With regard to the parent-coach whose team got left out when his club switched to a model using professional coaches, a couple of things come to mind.

First of all, placing limits on who you are going to play or associate with is often a good thing. If rec. teams were forced to play against select teams, neither the rec. team or the select team would benefit.

However, there are instances when excluding someone helps your goals only vaguely but has a great negative impact on certain specific players. For example, suppose that an organization has a rule that it will take players only from a certain geographical area. This may be an innocuous rule that doesn't really hurt anyone, as other players can play in their own geographical area. However, as the players get older and there are fewer players in an age group, it becomes difficult or impossible to maintain teams that all come from the same area. Players from this organization then cannot play because of limits that work adequately in younger age groups.

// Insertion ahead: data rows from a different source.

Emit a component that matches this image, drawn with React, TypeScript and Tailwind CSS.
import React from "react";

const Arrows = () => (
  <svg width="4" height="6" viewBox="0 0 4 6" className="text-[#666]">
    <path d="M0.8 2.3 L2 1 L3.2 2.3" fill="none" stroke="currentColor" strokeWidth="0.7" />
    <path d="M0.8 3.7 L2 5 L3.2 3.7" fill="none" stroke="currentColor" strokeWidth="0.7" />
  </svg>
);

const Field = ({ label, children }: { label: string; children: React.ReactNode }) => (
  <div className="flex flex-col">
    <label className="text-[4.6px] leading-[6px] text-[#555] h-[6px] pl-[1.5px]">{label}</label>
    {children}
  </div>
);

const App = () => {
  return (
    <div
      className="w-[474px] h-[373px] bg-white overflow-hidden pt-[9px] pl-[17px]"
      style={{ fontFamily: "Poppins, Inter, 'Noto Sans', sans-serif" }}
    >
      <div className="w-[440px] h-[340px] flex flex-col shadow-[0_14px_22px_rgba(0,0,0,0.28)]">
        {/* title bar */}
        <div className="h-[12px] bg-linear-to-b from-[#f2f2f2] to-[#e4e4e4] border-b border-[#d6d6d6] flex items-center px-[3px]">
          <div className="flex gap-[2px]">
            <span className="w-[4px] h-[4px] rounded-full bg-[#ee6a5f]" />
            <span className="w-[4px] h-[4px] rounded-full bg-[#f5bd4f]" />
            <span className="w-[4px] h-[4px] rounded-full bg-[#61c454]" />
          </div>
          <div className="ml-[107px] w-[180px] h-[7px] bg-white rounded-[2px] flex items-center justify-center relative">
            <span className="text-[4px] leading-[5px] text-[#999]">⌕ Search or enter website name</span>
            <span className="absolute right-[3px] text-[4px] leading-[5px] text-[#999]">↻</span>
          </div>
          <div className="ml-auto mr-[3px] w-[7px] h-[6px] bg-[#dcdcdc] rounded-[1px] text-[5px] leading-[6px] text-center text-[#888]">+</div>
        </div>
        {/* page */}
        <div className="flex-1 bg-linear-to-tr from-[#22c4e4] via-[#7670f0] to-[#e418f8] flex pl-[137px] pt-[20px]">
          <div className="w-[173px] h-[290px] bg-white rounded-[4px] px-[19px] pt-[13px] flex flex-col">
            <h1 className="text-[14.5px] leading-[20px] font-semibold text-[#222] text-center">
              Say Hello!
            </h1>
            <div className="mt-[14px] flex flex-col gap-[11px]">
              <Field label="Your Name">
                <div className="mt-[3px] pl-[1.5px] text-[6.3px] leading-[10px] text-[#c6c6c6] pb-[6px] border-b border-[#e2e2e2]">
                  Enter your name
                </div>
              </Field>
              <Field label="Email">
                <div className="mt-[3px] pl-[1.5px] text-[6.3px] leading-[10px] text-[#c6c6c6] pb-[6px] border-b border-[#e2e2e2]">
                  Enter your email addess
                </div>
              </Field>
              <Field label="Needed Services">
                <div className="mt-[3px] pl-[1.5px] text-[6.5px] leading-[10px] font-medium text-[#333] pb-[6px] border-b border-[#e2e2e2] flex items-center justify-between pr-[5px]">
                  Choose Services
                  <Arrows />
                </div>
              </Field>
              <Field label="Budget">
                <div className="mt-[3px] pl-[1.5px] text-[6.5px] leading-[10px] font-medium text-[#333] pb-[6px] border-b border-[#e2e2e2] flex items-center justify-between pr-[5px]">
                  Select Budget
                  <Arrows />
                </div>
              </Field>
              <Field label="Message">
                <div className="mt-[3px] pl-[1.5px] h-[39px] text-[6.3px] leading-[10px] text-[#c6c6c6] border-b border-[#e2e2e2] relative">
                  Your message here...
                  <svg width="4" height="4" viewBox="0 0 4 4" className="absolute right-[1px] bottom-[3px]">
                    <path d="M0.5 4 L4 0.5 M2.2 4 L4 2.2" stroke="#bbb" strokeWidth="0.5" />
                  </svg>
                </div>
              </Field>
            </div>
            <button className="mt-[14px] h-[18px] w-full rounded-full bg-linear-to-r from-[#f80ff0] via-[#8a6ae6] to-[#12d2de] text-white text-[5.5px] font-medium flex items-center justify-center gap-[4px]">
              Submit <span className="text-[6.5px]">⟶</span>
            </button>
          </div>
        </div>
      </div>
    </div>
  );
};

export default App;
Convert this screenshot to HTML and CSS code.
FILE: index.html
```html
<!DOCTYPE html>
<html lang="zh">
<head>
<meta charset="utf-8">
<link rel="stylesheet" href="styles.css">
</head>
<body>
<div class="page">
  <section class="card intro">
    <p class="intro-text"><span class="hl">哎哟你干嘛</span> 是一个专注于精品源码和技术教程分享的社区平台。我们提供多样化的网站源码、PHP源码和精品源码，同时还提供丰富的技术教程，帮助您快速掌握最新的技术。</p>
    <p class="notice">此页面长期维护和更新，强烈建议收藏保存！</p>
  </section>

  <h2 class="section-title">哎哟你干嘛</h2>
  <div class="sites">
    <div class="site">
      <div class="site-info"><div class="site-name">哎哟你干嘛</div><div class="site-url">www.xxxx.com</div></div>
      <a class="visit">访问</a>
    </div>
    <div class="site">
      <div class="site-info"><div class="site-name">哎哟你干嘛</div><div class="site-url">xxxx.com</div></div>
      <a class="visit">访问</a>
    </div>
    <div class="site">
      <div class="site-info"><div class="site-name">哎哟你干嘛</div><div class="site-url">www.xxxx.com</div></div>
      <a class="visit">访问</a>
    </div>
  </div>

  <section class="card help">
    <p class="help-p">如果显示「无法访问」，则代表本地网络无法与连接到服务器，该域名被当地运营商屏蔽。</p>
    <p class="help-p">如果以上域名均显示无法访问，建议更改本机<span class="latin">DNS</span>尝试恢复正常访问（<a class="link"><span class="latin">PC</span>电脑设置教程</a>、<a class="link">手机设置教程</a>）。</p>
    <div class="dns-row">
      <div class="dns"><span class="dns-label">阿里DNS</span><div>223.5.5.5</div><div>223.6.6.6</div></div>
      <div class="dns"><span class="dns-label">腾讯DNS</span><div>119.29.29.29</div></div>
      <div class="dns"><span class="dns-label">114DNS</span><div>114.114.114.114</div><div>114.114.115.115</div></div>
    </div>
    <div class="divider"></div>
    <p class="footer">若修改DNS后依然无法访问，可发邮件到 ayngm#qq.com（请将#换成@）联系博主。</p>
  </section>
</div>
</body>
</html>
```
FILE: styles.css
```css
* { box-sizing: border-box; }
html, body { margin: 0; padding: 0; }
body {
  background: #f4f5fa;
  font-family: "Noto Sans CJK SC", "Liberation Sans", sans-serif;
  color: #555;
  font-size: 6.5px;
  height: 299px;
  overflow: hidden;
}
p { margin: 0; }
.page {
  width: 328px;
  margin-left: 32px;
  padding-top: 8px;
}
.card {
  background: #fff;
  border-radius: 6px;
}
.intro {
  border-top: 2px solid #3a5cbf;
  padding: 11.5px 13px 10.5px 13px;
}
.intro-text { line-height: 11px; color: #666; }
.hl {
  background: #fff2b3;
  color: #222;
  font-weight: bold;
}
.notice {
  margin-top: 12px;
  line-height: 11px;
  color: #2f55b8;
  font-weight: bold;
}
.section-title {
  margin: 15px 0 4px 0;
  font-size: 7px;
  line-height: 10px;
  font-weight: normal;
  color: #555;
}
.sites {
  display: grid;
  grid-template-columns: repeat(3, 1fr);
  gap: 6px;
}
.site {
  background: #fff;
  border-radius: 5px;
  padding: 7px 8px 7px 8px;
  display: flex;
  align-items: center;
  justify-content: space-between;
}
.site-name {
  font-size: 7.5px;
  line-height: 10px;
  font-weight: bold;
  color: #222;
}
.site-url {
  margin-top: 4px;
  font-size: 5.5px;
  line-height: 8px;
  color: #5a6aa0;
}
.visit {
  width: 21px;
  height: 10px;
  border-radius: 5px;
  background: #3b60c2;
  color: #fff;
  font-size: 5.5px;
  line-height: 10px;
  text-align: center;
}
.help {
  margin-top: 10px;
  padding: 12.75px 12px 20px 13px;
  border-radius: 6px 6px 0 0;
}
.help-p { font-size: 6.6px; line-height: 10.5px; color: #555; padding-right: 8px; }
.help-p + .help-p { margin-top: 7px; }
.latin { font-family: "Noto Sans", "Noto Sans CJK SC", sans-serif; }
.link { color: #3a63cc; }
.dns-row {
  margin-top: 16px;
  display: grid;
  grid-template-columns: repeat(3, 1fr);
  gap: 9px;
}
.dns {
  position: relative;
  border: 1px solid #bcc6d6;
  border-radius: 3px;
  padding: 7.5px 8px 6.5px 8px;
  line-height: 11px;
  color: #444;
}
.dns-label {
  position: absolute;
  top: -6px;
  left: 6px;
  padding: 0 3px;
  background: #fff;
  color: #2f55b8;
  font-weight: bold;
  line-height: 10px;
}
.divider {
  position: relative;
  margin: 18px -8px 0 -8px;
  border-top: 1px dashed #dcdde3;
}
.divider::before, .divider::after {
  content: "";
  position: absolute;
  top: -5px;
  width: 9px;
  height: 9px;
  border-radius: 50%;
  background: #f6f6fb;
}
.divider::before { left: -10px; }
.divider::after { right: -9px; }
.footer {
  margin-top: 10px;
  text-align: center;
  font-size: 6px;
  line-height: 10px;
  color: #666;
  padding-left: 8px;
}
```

In those instances, it would be far better for everyone to have rules that have some flexibility. There is nothing wrong with saying that our team, club or league wants to do things a certain way. This allows the organization to be focused. But if the limits the organization places on itself exclude others from playing soccer altogether, for instance, when the organization is the only game in town, then the limits are probably unduly restrictive. There needs to be some flexibility. Diversity does not detract, it enhances.

If a team is fundamentally inconsistent with your organization's objectives, you may have no choice but to exclude them. But this happens less often than it may appear. If a team wants to play by rules that 11-a-side soccer doesn't start until U-14, and your league begins 11-a-side at U-11, then this is a fundamental inconsistency. The two approaches cannot coexist.

But if a team wants to use a parent-coach while your organization calls for professional coaches, this is an inconsistency but not a fundamental inconsistency. The parent-coached team could play perfectly well with or against the professionally coached teams. If there are other options for the parent-coached team, then the professionally-coached organization should be able to say that the parent-coached team would be better suited for these other alternatives. But if there are no other options, then an accommodation should be made to allow the parent-coached team a place to play.

Here in District II, which includes San Jose and surrounding communities, leagues boundaries are literally across the street from one another and PAL and AYSO also compete for players. Organizations have learned that placing limits often means that their best teams leave for an organization that is more accommodating.

There is nothing bad about having a focused approach, so long as your focus does not prohibit kids from playing soccer altogether. If someone wants to play soccer, and there is no where else for them to play, and their objectives are not fundamentally inconsistent with your objectives, then be flexible and let them play.